Reddi-Wip steps in for Walmart, which had served as the lead sponsor of NBC's first two live musical events, "The Sound of Music Live!" and "Peter Pan Live!" The fall 2013 adaptation of the Rodgers & Hammerstein classic averaged 18.6 million viewers and a 4.6 rating among adults 18 to 49, while last December's take on the 100-year-old Neverland fable managed 9.21 million viewers and a 2.4 in the demo.

Last year's live musical broadcast featured five NBC-created Walmart spots that aired after contextually relevant scenes within the play itself. The retailer also aired another five standard 30-second spots; according to buyer estimates, Walmart invested $3.5 million in exchange for its five minutes of "Peter Pan" inventory.

The "Peter Pan" clientele was particularly eclectic, as top sponsors included movie studios, consumer electronics/tech brands, quick-service restaurants, wireless, packaged foods and automotive. Buyers said the average unit cost for a :30 in last year's broadcast was $350,000.

NBC did not pin a dollar figure to the extent of Reddi-Wip's commitment, nor would it comment on why Walmart had surrendered its status as the annual event's top sponsor.
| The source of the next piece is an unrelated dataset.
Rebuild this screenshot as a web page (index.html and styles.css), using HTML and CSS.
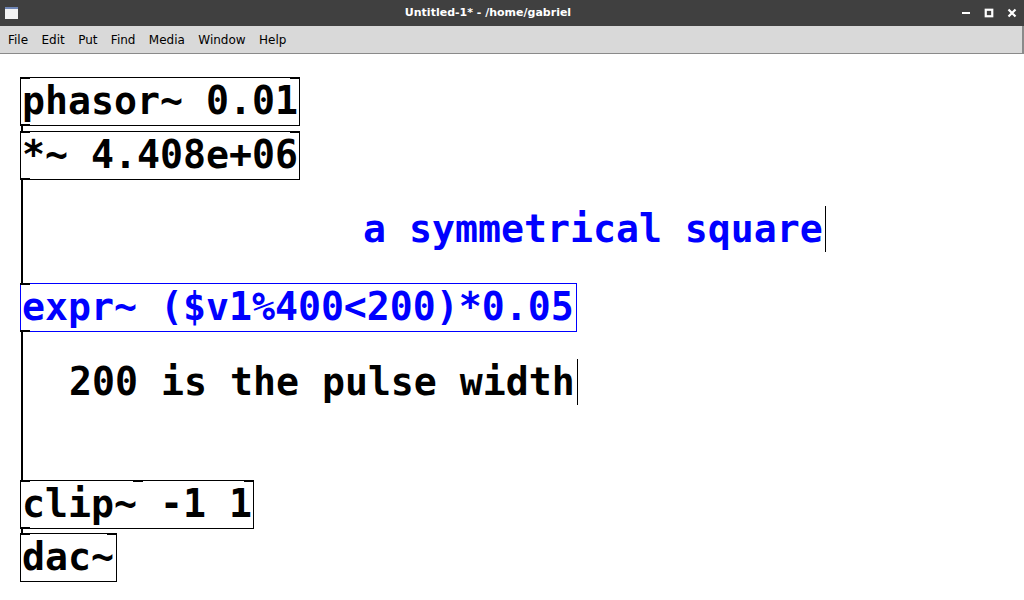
FILE: index.html
```html
<!DOCTYPE html>
<html>
<head>
<meta charset="utf-8">
<link rel="stylesheet" href="styles.css">
</head>
<body>
<div class="window">
  <div class="titlebar">
    <div class="winicon"></div>
    <div class="title">Untitled-1* - /home/gabriel</div>
    <div class="controls">
      <svg width="10" height="10" viewBox="0 0 10 10"><rect x="1" y="4" width="8" height="2" fill="#fff"/></svg>
      <svg width="10" height="10" viewBox="0 0 10 10"><rect x="1.75" y="1.75" width="6.5" height="6.5" fill="none" stroke="#fff" stroke-width="2.2"/></svg>
      <svg width="10" height="10" viewBox="0 0 10 10"><path d="M1.5 1.5 L8.5 8.5 M8.5 1.5 L1.5 8.5" stroke="#fff" stroke-width="2.2"/></svg>
    </div>
  </div>
  <div class="menubar">
    <span>File</span><span>Edit</span><span>Put</span><span>Find</span><span>Media</span><span>Window</span><span>Help</span>
  </div>
  <div class="canvas">
    <div class="wire" style="left:21px;top:70px;height:8px"></div>
    <div class="wire" style="left:21px;top:125px;height:105px"></div>
    <div class="wire" style="left:21px;top:276px;height:151px"></div>
    <div class="wire" style="left:21px;top:473px;height:7px"></div>

    <div class="obj" style="left:20px;top:23px;width:280px">phasor~ 0.01<i class="in l"></i><i class="in r"></i><i class="out l"></i></div>
    <div class="obj" style="left:20px;top:77px;width:280px">*~ 4.408e+06<i class="in l"></i><i class="in r"></i><i class="out l"></i></div>
    <div class="obj sel" style="left:20px;top:229px;width:557px">expr~ ($v1%400&lt;200)*0.05<i class="in l"></i><i class="out l"></i></div>
    <div class="obj" style="left:20px;top:426px;width:234px">clip~ -1 1<i class="in l"></i><i class="in m"></i><i class="in r"></i><i class="out l"></i></div>
    <div class="obj" style="left:20px;top:479px;width:97px">dac~<i class="in l"></i><i class="in r"></i></div>

    <div class="comment blue" style="left:361px;top:152px">a symmetrical square</div>
    <div class="comment" style="left:67px;top:305px">200 is the pulse width</div>
  </div>
</div>
</body>
</html>
```
FILE: styles.css
```css
html, body {
  margin: 0;
  padding: 0;
  background: #ffffff;
}
.window {
  width: 1024px;
  height: 600px;
  display: flex;
  flex-direction: column;
  overflow: hidden;
}
.titlebar {
  height: 26px;
  background: #404040;
  display: flex;
  align-items: center;
  position: relative;
  flex: none;
}
.winicon {
  width: 13px;
  height: 10px;
  margin-left: 5px;
  background: #f4f4f4;
  border-top: 2px solid #6f86b6;
}
.title {
  position: absolute;
  left: 0;
  right: 48px;
  text-align: center;
  color: #ffffff;
  font-family: "DejaVu Sans", sans-serif;
  font-weight: bold;
  font-size: 11px;
  top: 6px;
}
.controls {
  margin-left: auto;
  display: flex;
  gap: 13px;
  margin-right: 7px;
}
.controls svg {
  display: block;
}
.menubar {
  height: 27px;
  background: #d9d9d9;
  border-bottom: 1px solid #8a8a8a;
  border-right: 2px solid #8a8a8a;
  display: flex;
  align-items: center;
  padding-left: 8px;
  gap: 13.4px;
  font-family: "DejaVu Sans", sans-serif;
  font-size: 12px;
  color: #000;
  flex: none;
}
.canvas {
  position: relative;
  flex: 1;
  background: #fff;
  font-family: "DejaVu Sans Mono", monospace;
  font-weight: bold;
  font-size: 38.2px;
}
.obj {
  position: absolute;
  box-sizing: border-box;
  height: 49px;
  border: 1px solid #000;
  padding: 0 0 0 1px;
  line-height: 46px;
  color: #000;
  white-space: nowrap;
  background: #fff;
}
.obj.sel {
  border-color: #0000ff;
  color: #0000ff;
}
.obj i {
  position: absolute;
  width: 10px;
  height: 2px;
  background: #000;
}
.obj i.in { top: -1px; }
.obj i.out { bottom: -1px; }
.obj i.l { left: -1px; }
.obj i.r { right: -1px; }
.obj i.m { left: 112px; }
.wire {
  position: absolute;
  width: 2px;
  background: #000;
}
.comment {
  position: absolute;
  line-height: 46px;
  padding-left: 2px;
  padding-right: 2px;
  border-right: 1px solid #000;
  color: #000;
  white-space: nowrap;
}
.comment.blue {
  color: #0000ff;
}
```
"Walmart in the last two years enjoyed a very unique position, which was a reflection of their unique marketing objectives at the time," said Dan Lovinger, exec VP-entertainment advertising sales, NBC Universal. Mr. Lovinger went on to say that while he couldn't speak for the retailer, Walmart simply "was not predisposed to do the same thing" in this year's show.

According to iSpot.tv estimates, Walmart since the year began has spent $290.2 million on national TV inventory, whereas Reddi-Wip's investment in the same 11-month period is around $6.07 million. Again, it's worth noting that this fall marked the introduction of Reddi-Wip's first new TV push in three years. The fourth spot in the "Share the Joy" campaign, the Santa-themed "I Am Not Your Dad," debuted Nov. 2, during ABC's broadcast of the 49th Annual CMA Awards, and has aired 266 times as of Nov. 29, for an overall TV spend of a little over $866,000. By way of contrast, Walmart has spent roughly $21 million more on TV as of Thanksgiving.

While Mr. Lovinger declined to disclose how NBC had priced its "Wiz" inventory, he acknowledged that a strong scatter market and an ever-increasing demand for live event programming were instrumental in driving up ad rates. One returning buyer confirmed that "Wiz" ad prices were up "in the double digits, on a percentile basis" versus the year-ago "Peter Pan" rates.

Movie studios, telco and gadgets once again will be well represented in this year's broadcast, which bows Thursday at 8 p.m. EST. And as Walmart no longer enjoys category exclusivity, look for other retailers to jump into the mix.

Mr. Lovinger was quick to tip his cap to NBC Entertainment Chairman Bob Greenblatt for his role in returning live musical spectacles to prime-time TV. "He's one of the most innovative programmers in the business, and this is going to be an enormous show," he said. "He's captured the interest of the entire industry -- we came out of the upfront about as well sold out as we were with 'Peter Pan.'" (This despite the fact that it took NBC two more months to confirm "The Wiz" as its next adaptation than it did to firm up plans for "Peter Pan.")

Executive produced by Craig Zadan and Neil Meron ("The Sound of Music Live!," "Peter Pan Live!," "Chicago"), "The Wiz" stars Queen Latifah, Mary J. Blige, David Alan Grier, Stephanie Mills, Common and newcomer Shanice Williams as Dorothy.

The live show faces relatively little in the way of competition, as much of Thursday night's broadcast schedule will be comprised of repeats and holiday fare. The lone big-reach vehicle opposite "The Wiz" is CBS's final installment of "Thursday Night Football," which features an NFC North showdown between Green Bay and Detroit.

Among Reddi-Wip's ConAgra sibling brands is Peter Pan peanut butter. As it so happens, Peter Pan did not advertise in last year's NBC musical.